La rentrée 82 aura donc été chaude pour les stations privées et locales de la modulation de fréquence. Elles sont en cet automne près de 1 200 à attendre l'avis de la commission chargée de trier les projets et de soumettre la candidature à la Haute Autorité de l'audiovisuel pour une éventuelle autorisation d'émettre : on sait que 700 fréquences seront attribuées et que l'État accordera à chaque radio agréée une subvention de 100 000 F. Somme de départ qui, pour les années suivantes, sera modulée en fonction des ressources de chaque station.

Au mois de juillet, la commission, encore animée par André Holleaux, propose une liste provisoire, qui exclut certaines candidates (Fréquence Gaie, Radio-Libertaire, par exemple) et recommande le regroupement d'autres radios qui se réclament d'une même confession (radios chrétiennes), d'une même origine (radios issues de journaux et groupes de presse) ou d'un même propos (radios pour les communautés d'immigrés).
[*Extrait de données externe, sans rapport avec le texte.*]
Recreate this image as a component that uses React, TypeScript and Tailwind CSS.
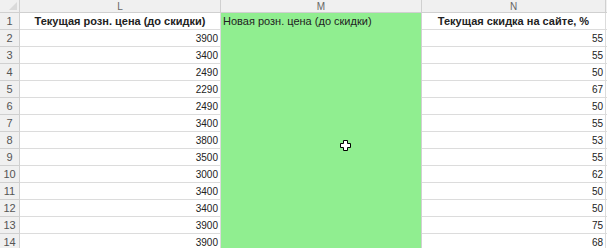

Cette liste provoque quelques mouvements de protestation, mais les dossiers suivent leur chemin jusqu'à la publication d'une première liste, en décembre 82, de 10 autorisations d'émettre. Une seconde liste de 14, début janvier 83. Ces stations se situent pour leur majorité dans le centre de la France, et l'on peut noter parmi elles, Radio-Chamalières, une station très proche de l'ancien maire de cette cité, l'ex-président Giscard d'Estaing.

Exception

Dans cette effervescence, on apprend que RFM, une radio située en Île-de-France entre Paris et Versailles, cesse d'être brouillée après 13 mois de programmes perturbés par les signaux de TDF. Forte d'un émetteur de 10 kilowatts (la loi limite la puissance d'émission à 500 watts maximum), la station couvrait toute la région parisienne et diffusait des spots publicitaires, autre situation de contravention.